Mi tierra la están cambiando...” cantaba en sus coplas el legendario folclorista argentino Atahuallpa Yupanqui, cuando desde sus zambas tristes advertía cómo su pampa gaucha estaba dejando de ser, por culpa de la mal llamada modernidad. Había visto el hombre del poncho rojo, la muerte incesante de los árboles de su tierra y la muerte temprana del cantar gaucho y pampeano. Aquella nostalgia me hizo pensar en la tierra cruceña nuestra, la del Sutó y El Dorado, a la que se llegaba por la mañanita a través de la vieja carretera a Cochabamba. Entonces, recibía al visitante un pegajoso y cálido ambiente que estremecía la piel, y este sentía pleno el aroma del verde follaje, mientras el canto de los sayubuses, jilgueros, tordos y los gorrioncillos llenaba el aire.
Cualquier cruceño podía estar orgulloso en ese entonces, de la multitud de árboles que circundaban la vieja y amable ciudad oriental, grandes motoyoés, pletóricos toborochis, inmensas palmeras de totaí, bibosis y motacuses, gallitos y romeros, sauces y cocotales y vaya a saber cuántas especies se quedan en el tintero si se quiere enumerarlas. Sin duda, Santa Cruz era un jardín que acabó destrozado por la jungla de cemento que nos hemos inventado. Si alguien echa una mirada, Santa Cruz ha crecido rauda, pensada para el automóvil y no en el peatón. Y por supuesto, sin pensar en los árboles que dan vida, oxígeno y traen la bendita lluvia. Adiós al ambiente húmedo de la bienvenida.

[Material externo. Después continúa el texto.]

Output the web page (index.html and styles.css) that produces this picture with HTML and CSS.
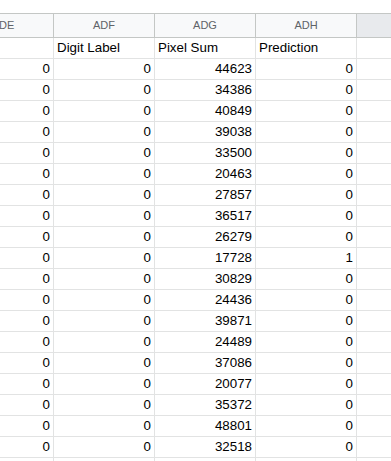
FILE: index.html
```html
<!DOCTYPE html>
<html>
<head>
<meta charset="utf-8">
<link rel="stylesheet" href="styles.css">
</head>
<body>
<div class="sheet">
  <div class="grid">
    <div class="hd">ADE</div><div class="hd">ADF</div><div class="hd">ADG</div><div class="hd">ADH</div><div class="hd blank"></div>

    <div class="c"></div><div class="c t">Digit Label</div><div class="c t">Pixel Sum</div><div class="c t">Prediction</div><div class="c e"></div>
    <div class="c">0</div><div class="c">0</div><div class="c">44623</div><div class="c">0</div><div class="c e"></div>
    <div class="c">0</div><div class="c">0</div><div class="c">34386</div><div class="c">0</div><div class="c e"></div>
    <div class="c">0</div><div class="c">0</div><div class="c">40849</div><div class="c">0</div><div class="c e"></div>
    <div class="c">0</div><div class="c">0</div><div class="c">39038</div><div class="c">0</div><div class="c e"></div>
    <div class="c">0</div><div class="c">0</div><div class="c">33500</div><div class="c">0</div><div class="c e"></div>
    <div class="c">0</div><div class="c">0</div><div class="c">20463</div><div class="c">0</div><div class="c e"></div>
    <div class="c">0</div><div class="c">0</div><div class="c">27857</div><div class="c">0</div><div class="c e"></div>
    <div class="c">0</div><div class="c">0</div><div class="c">36517</div><div class="c">0</div><div class="c e"></div>
    <div class="c">0</div><div class="c">0</div><div class="c">26279</div><div class="c">0</div><div class="c e"></div>
    <div class="c">0</div><div class="c">0</div><div class="c">17728</div><div class="c">1</div><div class="c e"></div>
    <div class="c">0</div><div class="c">0</div><div class="c">30829</div><div class="c">0</div><div class="c e"></div>
    <div class="c">0</div><div class="c">0</div><div class="c">24436</div><div class="c">0</div><div class="c e"></div>
    <div class="c">0</div><div class="c">0</div><div class="c">39871</div><div class="c">0</div><div class="c e"></div>
    <div class="c">0</div><div class="c">0</div><div class="c">24489</div><div class="c">0</div><div class="c e"></div>
    <div class="c">0</div><div class="c">0</div><div class="c">37086</div><div class="c">0</div><div class="c e"></div>
    <div class="c">0</div><div class="c">0</div><div class="c">20077</div><div class="c">0</div><div class="c e"></div>
    <div class="c">0</div><div class="c">0</div><div class="c">35372</div><div class="c">0</div><div class="c e"></div>
    <div class="c">0</div><div class="c">0</div><div class="c">48801</div><div class="c">0</div><div class="c e"></div>
    <div class="c">0</div><div class="c">0</div><div class="c">32518</div><div class="c">0</div><div class="c e"></div>
    <div class="c"></div><div class="c"></div><div class="c"></div><div class="c"></div><div class="c e"></div>
  </div>
</div>
</body>
</html>
```

FILE: styles.css
```css
html, body {
  margin: 0;
  padding: 0;
  background: #ffffff;
}
.sheet {
  width: 391px;
  height: 461px;
  overflow: hidden;
  padding-top: 13px;
  box-sizing: border-box;
}
.grid {
  display: grid;
  grid-template-columns: 101px 101px 101px 101px 100px;
  margin-left: -47px;
  width: 504px;
}
.hd {
  height: 23px;
  line-height: 23px;
  border-top: 1px solid #c4c7c5;
  border-bottom: 1px solid #c4c7c5;
  border-right: 1px solid #c4c7c5;
  background: #f8f9fa;
  color: #5f6368;
  font-family: "Liberation Sans", Arial, sans-serif;
  font-size: 11px;
  text-align: center;
}
.hd.blank {
  background: #e8eaed;
  border-right: none;
}
.c {
  height: 20px;
  line-height: 20px;
  border-bottom: 1px solid #e2e3e3;
  border-right: 1px solid #e2e3e3;
  font-family: "Liberation Sans", Arial, sans-serif;
  font-size: 10pt;
  color: #000000;
  text-align: right;
  padding: 0 3px;
  white-space: nowrap;
  overflow: hidden;
}
.c.t {
  text-align: left;
}
.c.e {
  border-right: none;
}
```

Ahora el clima es más seco. El polvo seco se enseñorea de la ciudad cada vez más desprovista de árboles que le den una imagen acogedora. Desde el Plan Techint y desde Noel Kempff Mercado ya nadie ha pensado en arborizar la ciudad. Los árboles mueren de pie, como dice el poeta de la llanura. Cada que se construye una vivienda o una calle, mueren árboles y se alejan los cantos de los pájaros. Ya no se escucha el canto del guajojó, de las lechuzas y búhos, que son aves dueñas de la noche. Ahora, hace cada vez más frío y viento y la gente siente que hace falta más verde y cada vez menos cemento. Camine pariente, y observe por las avenidas y calles cuánta falta hacen los árboles.

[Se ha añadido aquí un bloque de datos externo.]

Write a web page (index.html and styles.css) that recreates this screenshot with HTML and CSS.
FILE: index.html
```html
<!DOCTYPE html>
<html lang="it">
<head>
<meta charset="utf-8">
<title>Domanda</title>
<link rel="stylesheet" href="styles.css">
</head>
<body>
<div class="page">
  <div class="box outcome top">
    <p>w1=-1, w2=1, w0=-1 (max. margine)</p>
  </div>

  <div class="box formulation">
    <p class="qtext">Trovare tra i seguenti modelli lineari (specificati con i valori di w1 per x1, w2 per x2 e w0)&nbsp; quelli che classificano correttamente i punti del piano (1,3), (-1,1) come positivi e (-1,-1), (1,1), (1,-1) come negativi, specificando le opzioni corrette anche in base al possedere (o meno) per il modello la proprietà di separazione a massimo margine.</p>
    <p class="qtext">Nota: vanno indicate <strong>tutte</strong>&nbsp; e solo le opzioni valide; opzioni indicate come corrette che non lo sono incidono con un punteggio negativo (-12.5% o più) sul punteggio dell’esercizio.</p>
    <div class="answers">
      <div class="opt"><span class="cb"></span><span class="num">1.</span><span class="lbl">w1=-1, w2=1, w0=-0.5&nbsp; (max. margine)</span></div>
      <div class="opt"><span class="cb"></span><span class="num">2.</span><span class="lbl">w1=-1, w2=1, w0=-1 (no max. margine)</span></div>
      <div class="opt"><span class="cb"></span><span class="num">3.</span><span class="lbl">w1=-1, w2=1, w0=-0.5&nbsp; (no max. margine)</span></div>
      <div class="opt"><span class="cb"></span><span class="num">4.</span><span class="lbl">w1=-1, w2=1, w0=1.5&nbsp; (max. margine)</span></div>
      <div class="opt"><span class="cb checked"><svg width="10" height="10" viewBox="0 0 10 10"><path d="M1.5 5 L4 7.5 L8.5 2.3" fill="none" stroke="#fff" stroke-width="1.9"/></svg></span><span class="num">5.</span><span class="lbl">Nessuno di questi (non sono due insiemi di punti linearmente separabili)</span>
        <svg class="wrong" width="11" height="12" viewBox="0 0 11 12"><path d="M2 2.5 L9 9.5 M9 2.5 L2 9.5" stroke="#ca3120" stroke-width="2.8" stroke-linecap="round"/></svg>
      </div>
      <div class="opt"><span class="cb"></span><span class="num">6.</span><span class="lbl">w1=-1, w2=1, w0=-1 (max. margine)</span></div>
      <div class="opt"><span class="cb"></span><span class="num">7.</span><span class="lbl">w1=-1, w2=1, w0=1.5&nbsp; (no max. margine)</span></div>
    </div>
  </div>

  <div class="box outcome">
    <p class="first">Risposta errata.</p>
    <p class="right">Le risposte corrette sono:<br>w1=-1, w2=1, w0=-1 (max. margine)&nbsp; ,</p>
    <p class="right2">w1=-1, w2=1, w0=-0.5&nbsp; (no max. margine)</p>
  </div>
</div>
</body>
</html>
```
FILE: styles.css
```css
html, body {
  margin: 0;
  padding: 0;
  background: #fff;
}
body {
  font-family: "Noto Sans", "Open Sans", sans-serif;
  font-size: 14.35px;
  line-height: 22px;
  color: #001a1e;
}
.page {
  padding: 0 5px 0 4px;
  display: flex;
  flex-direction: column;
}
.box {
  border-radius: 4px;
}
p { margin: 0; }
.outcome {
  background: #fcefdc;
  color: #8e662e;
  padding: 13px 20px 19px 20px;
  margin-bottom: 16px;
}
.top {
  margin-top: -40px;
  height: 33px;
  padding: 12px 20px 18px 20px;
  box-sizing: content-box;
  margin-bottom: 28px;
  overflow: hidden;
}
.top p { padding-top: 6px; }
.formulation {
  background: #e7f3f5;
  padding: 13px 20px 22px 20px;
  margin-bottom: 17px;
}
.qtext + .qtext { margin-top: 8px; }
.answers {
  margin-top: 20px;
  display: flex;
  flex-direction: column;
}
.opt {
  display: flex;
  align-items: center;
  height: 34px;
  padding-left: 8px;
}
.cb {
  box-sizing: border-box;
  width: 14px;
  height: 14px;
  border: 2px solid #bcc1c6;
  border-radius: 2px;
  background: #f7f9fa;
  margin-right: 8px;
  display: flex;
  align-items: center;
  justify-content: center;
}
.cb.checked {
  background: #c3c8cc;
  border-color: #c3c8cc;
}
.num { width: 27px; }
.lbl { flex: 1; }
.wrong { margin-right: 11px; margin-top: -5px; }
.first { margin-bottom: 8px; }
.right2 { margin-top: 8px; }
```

Los árboles estorban al crecimiento de la ciudad, se enredan en los cables y marcan su condena de muerte. Vienen unos hombres torpes que en vez de podarlos con cariño, los mutilan hasta la deformidad. Si se han matado árboles hasta en la Plaza Principal, cómo no se van a matar en cualquier calle o plaza, dizqué verde. Los matan como a ciudadanos indefensos en medio de la inseguridad urbana, despojándoles de sus brazos y piel verde. La gente menuda de Santa Cruz y aun la no tan pequeña, desconoce el nombre de los árboles cruceños. Ni los maestros de escuela lo saben, qué lástima, porque a los árboles de mi tierra los han condenado al ostracismo y olvido.
Mi tierra, la están matando. Y tal parece que a nadie le importa, llámese o no cruceño, dícese querendón de su tierra pero que hace justamente lo contrario. Si así hemos actuado los de adentro, nada bueno podemos esperar de los de afuera. Santa Cruz el edén, la tierra sin mal, su gente hospitalaria, todos ven que los árboles mueren de pie, pero en realidad los que morimos somos nosotros, los humanos y las aves, desprovistos del aire puro, del ambiente cálido y del equilibrio que ofrece un medio ambiente protegido. Ya podemos decir adiós al aire cálido que otrora respirábamos, adiós a los frutos en las calles y al color de las flores silvestres que alegres nos saludaban cada día.